From what I understand, Ellington didn't really want to manage the field. It didn't want to pick & choose among applicants, it didn't want to invest in the field's infrastructure, and it didn't want to manage scheduling. It was content to let the field sit empty, except when the DESA marching band has practice after school. Lots of different entities approached Ellington over the years to reserve the field but Ellington basically just never responded.
There is a bigger narrative that this is all a part of.
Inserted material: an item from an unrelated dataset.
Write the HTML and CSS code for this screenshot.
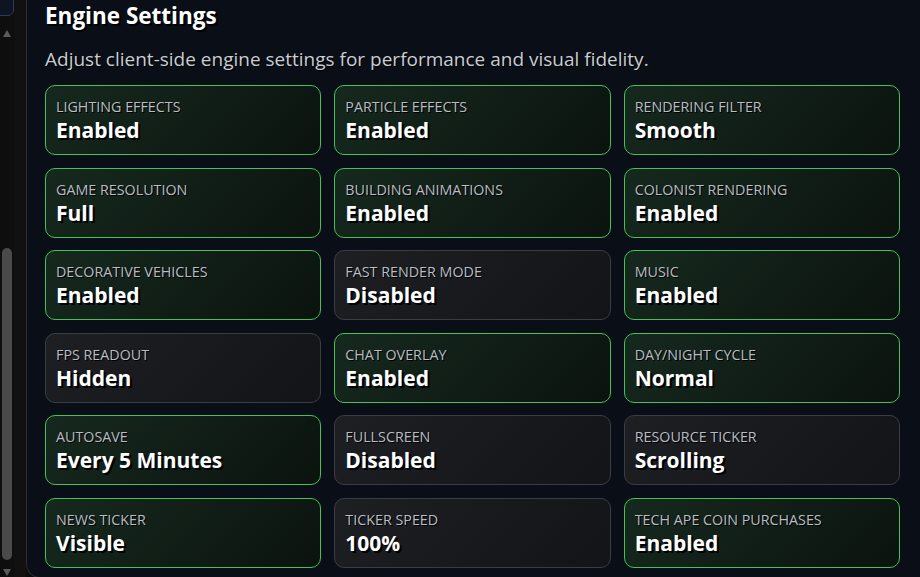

This year DCPS made news when enrollment passed 51,000 students, a modern record. But in 1968 DCPS had 149,150 students. Fifty years ago DCPS was three times the size it is now. DCPS lost students every year from 1968 to 2008, forty years running. For most of the past fifty years the biggest facilities problem that DCPS faced was what to do with all the empty buildings, some of them literally couldn't be given away. The city also had too many libraries and rec centers. The bankruptcy of the Boys and Girls Club in 2008, which led to the city assuming their property, was also due to the collapse of the city's youth population.
During most of that time the city was happy to basically give away those properties to anyone who could find a use for them. The youth population started rebounding in 2008, and between 2008 and 2013 DCPS closed 24 schools, and only in the past few years has DCPS started coming close to having the right number of buildings and other facilities.
In that environment it raised no eyebrows that Ellington had literally an entire city block in one of the most expensive neighborhoods in the city that it used only for band practice a few hours a week.
For a marching band in a school with no sports teams. If that isn’t emblematic of the illogical waste in DCPS....
Why do you have to have sports teams in order to have a marching band. If that isn't emblematic of illogical thinking...
Anonymous wrote:Anonymous wrote:Anonymous wrote:Anonymous wrote:Hardy should just use Ellington field. It is good enough for Georgetown University yet somehow beneath Hardy.
Ellington controls Ellington field. Schools/teams can't just show up and play. Georgetown has a long standing agreement with Ellington to use the field at certain times.
From what I understand, Ellington didn't really want to manage the field. It didn't want to pick & choose among applicants, it didn't want to invest in the field's infrastructure, and it didn't want to manage scheduling. It was content to let the field sit empty, except when the DESA marching band has practice after school. Lots of different entities approached Ellington over the years to reserve the field but Ellington basically just never responded.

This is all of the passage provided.